Accuracy of the growth index in the presence of dark energy perturbations

We present the analytical solutions for the evolution of matter density perturbations, for a model with a constant dark energy equation of state $w$ but when the effects of the dark energy (DE) perturbations are properly taken into account. We consider two cases, the first when the sound speed of the perturbations is zero $c_s^2=0$ and the general case $0<c_s^2\le 1$. In the first case our solution is exact, while in the second case we found an approximate solution which works to better than 0.3% accuracy for $k>10H_0$ or equivalently $k/h>0.0033{\mathrm{Mpc}}^{-1}$. We also estimate the corrections to the growth index $\gamma (z)$, commonly used to parametrize the growth rate. We find that these corrections due to the DE perturbations affect the growth index $\gamma$ at the 3% level. We also compare our new expressions for the growth index with other expressions already present in the literature and we find that the latter are less accurate than the ones we propose here.

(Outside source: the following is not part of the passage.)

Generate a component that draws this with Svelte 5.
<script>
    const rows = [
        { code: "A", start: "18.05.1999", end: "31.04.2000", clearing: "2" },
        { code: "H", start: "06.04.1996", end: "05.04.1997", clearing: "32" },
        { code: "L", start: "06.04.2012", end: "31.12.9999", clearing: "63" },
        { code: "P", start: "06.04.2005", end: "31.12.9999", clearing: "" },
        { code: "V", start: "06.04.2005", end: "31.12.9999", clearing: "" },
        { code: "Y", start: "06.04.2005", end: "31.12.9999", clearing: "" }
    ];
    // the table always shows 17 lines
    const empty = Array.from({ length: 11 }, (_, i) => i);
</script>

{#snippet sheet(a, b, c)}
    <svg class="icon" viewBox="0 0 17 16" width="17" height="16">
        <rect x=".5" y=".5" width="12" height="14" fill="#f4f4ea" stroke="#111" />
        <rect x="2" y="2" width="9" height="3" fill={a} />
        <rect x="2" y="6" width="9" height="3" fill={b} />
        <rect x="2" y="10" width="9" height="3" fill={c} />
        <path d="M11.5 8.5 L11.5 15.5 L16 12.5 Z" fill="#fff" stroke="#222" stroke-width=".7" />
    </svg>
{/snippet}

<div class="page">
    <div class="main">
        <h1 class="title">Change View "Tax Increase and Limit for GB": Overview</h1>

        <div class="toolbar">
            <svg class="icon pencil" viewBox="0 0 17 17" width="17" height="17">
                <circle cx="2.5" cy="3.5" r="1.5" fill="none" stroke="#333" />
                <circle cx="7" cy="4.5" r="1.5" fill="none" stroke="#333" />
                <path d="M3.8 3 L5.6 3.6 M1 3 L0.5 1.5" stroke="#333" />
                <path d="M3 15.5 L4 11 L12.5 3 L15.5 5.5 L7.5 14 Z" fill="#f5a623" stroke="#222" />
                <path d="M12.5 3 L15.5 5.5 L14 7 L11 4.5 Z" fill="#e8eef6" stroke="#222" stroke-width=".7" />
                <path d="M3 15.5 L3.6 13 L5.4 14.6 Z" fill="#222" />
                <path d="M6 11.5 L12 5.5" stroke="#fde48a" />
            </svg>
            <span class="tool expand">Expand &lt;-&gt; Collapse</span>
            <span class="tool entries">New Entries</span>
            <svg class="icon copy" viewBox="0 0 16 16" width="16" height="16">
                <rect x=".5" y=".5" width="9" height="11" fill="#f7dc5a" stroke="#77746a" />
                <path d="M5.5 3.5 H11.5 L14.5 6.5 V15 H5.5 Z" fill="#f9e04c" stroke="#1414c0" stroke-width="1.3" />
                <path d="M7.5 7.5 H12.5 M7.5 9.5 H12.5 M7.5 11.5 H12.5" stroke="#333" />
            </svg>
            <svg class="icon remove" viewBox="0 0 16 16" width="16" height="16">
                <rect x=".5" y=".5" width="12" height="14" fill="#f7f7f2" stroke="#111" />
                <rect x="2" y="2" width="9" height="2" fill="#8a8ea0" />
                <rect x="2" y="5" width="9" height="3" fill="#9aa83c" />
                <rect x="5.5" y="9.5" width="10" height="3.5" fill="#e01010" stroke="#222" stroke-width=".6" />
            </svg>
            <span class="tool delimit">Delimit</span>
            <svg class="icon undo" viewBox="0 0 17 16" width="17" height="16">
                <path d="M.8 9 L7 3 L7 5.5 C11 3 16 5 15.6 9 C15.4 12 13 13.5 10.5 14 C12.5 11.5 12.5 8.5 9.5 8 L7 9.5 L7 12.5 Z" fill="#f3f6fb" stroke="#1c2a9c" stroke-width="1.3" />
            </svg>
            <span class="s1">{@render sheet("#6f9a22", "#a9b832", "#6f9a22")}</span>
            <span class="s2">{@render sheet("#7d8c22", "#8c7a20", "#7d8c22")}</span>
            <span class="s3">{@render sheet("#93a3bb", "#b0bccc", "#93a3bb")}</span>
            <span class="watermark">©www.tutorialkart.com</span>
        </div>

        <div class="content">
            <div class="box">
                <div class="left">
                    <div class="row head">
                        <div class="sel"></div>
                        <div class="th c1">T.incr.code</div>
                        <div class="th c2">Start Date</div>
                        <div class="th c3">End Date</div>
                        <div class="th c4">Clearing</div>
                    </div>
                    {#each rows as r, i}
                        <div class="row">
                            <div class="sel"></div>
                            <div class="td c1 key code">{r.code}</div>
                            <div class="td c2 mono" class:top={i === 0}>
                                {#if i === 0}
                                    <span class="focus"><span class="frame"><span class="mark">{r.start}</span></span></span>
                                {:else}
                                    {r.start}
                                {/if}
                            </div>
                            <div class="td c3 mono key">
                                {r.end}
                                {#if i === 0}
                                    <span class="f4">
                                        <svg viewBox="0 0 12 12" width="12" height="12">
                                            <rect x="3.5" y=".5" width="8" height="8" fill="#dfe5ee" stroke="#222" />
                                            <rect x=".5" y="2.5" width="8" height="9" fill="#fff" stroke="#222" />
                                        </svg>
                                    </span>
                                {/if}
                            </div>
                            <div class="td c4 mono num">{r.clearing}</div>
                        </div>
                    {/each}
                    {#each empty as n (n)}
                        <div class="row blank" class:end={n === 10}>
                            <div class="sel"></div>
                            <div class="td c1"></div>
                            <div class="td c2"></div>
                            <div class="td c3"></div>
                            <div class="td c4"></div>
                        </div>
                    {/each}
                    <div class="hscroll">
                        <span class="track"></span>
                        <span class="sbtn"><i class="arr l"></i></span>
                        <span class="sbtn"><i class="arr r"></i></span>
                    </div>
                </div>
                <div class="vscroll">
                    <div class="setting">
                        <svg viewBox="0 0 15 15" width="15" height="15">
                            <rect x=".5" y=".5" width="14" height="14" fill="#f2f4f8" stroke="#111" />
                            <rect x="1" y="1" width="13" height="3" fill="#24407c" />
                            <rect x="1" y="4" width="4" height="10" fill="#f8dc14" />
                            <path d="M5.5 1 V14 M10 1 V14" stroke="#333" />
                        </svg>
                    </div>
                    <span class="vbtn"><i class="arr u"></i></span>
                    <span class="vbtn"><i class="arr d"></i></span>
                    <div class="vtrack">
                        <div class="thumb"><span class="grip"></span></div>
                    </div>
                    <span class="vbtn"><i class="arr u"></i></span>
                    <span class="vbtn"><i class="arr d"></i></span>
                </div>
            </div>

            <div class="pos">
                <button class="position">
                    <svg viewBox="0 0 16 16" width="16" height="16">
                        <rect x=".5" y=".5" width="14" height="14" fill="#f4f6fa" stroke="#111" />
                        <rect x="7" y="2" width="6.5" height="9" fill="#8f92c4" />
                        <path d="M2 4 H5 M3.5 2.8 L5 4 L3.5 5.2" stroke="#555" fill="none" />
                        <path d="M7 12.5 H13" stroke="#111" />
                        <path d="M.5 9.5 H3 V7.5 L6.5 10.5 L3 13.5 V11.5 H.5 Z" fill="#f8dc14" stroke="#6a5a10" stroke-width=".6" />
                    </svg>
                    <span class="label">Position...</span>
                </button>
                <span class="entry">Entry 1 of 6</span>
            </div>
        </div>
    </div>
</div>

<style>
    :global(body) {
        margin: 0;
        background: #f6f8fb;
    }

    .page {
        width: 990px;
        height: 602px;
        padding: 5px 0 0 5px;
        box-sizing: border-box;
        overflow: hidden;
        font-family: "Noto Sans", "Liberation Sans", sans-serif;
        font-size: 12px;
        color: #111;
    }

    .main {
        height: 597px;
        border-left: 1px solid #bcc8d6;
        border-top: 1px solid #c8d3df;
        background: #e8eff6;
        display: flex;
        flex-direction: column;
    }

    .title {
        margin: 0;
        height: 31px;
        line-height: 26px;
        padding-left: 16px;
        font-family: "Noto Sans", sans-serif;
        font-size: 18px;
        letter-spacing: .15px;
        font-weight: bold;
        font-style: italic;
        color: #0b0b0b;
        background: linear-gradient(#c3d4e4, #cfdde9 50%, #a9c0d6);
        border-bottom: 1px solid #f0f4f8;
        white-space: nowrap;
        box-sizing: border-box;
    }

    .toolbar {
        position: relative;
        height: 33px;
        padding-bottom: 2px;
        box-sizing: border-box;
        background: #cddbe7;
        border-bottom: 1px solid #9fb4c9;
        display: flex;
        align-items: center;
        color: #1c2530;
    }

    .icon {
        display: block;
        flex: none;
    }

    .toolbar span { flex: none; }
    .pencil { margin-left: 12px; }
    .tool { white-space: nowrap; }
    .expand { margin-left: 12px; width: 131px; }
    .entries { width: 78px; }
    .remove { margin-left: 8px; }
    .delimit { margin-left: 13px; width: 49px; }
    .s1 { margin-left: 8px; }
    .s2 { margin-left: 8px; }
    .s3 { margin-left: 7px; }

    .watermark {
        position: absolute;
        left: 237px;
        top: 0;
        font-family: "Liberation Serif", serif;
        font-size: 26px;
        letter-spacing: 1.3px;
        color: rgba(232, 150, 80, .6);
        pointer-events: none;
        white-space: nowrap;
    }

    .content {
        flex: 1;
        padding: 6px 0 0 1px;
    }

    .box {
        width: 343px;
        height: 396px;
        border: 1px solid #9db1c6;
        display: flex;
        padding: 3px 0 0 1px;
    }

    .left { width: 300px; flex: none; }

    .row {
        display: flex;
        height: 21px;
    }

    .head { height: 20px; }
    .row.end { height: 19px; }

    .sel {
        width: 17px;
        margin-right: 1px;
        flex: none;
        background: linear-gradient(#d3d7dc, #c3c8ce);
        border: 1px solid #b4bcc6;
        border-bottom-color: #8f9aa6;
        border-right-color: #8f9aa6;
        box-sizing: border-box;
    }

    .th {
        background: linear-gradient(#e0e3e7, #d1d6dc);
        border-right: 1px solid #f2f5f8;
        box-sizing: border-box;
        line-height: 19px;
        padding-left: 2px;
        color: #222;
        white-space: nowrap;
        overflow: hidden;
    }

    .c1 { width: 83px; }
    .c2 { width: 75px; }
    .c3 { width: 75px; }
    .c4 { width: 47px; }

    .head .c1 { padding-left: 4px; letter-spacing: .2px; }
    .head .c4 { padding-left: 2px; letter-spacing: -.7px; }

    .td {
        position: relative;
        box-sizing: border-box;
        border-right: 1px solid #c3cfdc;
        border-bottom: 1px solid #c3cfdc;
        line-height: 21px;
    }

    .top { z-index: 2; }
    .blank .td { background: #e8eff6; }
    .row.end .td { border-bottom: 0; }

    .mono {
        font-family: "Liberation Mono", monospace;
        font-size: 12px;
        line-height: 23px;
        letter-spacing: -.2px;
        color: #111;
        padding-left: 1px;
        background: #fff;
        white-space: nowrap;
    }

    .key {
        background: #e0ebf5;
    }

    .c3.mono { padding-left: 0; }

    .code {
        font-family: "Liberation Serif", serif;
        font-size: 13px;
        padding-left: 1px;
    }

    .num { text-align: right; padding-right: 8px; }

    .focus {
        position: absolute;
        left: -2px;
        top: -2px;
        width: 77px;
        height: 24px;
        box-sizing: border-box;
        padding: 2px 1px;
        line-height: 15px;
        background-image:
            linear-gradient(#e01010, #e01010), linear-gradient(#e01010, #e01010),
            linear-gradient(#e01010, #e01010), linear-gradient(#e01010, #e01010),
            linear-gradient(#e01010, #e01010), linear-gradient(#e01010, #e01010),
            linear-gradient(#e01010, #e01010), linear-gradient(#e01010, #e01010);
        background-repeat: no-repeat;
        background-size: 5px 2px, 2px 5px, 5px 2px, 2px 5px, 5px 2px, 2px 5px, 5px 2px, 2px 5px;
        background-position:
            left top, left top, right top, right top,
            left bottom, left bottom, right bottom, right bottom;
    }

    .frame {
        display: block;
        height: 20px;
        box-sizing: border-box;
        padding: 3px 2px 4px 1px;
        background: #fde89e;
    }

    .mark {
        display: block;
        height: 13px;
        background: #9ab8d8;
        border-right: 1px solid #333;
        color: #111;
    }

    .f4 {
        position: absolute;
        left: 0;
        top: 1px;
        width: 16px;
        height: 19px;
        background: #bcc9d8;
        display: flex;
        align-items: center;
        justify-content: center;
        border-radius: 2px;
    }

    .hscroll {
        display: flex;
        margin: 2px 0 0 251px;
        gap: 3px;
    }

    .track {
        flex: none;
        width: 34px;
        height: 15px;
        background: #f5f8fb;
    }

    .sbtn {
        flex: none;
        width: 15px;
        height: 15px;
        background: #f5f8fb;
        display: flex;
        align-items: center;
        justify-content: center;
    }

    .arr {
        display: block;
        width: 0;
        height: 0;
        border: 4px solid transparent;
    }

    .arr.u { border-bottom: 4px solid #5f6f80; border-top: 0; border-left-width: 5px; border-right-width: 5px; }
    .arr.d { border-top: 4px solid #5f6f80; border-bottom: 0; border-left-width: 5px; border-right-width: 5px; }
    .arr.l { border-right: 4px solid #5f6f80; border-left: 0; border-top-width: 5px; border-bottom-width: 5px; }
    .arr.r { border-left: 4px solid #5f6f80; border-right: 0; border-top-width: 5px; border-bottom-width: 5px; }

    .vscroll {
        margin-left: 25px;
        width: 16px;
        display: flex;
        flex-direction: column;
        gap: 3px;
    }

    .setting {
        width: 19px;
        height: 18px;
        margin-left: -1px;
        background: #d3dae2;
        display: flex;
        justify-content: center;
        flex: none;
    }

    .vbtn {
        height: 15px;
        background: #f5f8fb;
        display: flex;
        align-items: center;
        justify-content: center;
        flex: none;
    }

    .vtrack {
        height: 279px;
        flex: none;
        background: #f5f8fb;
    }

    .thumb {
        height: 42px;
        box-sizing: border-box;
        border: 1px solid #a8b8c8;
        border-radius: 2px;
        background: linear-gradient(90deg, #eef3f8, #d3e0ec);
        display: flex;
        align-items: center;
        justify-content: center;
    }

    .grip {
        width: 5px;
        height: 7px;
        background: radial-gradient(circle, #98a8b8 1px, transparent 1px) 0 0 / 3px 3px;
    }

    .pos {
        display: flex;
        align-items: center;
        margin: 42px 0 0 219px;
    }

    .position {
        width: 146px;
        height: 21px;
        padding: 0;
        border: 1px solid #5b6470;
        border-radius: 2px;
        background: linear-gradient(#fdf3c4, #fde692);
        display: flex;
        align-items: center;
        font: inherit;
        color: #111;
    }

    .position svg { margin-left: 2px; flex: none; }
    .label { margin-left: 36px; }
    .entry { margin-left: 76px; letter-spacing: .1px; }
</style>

Therefore, our analytical calculations are necessary as the theoretical predictions for the fundamental parameters to be constrained by the upcoming surveys need to be as accurate as possible, especially since we are entering in the precise cosmology era where parameters will be measured to the percent level.

Figure 1

The percent difference of the effect of the DE perturbations of $\gamma$ as part of the total and as a function of the equation of state $w$ for $c_s^2=0$. In practice we plot $100*\frac{{\gamma }_{\mathrm{DE}}}{{\gamma }_m}$, with the latter given by the zero order part of Eq. (40).

Figure 2

A comparison of all the different expressions for $\gamma$ for $(c_s^2,w,{\mathrm{\Omega }}_{{\mathrm{m}}_0})=(0,-0.8,0.3)$. The solid black line corresponds to the expression for the analytic solution of Eq. (36), the dashed black line to the numerical solution from CAMB, the dotted line to the wCDM model with no DE perturbations, the dot-dashed black line to the semianalytic expression of Eq. (29), while the red and dashed-red lines correspond to the zero-order terms for expansions for $\gamma$ without and with DE perturbations, respectively.

Figure 3

Left: Comparison of the analytical solution for $f\sigma 8(z)$ (dashed line) vs the numerical solution of the full system of differential equations for the DE perturbations by CAMB (solid black line), the case with no DE perturbations (dotted line) and the ${\mathrm{\Omega }}_{\mathrm{m}}(a{)}^{\gamma }$ parametrization with $\gamma$ given by Eq. (29) (dot-dashed line) for $c_s^2=0$, $k=200H_0$ and $(w,{\mathrm{\Omega }}_{{\mathrm{m}}_0},{\sigma }_{8,0})=(-0.8,0.3,0.8)$. The gray points correspond to mock $f\sigma 8$ data based on the specifications of an LSST-like survey [22], as it was done in Ref. [23]. Right: Comparison of the analytical solution (black dashed line) vs the numerical solution (solid black line) of the ODE of Eq. (1) for $c_s^2=1$ and $k=10H_0$.

Figure 4

The percent difference between the analytical solution and the numerical one from CAMB, for various values of the sound speed $c_s^2$ and the scale $k$.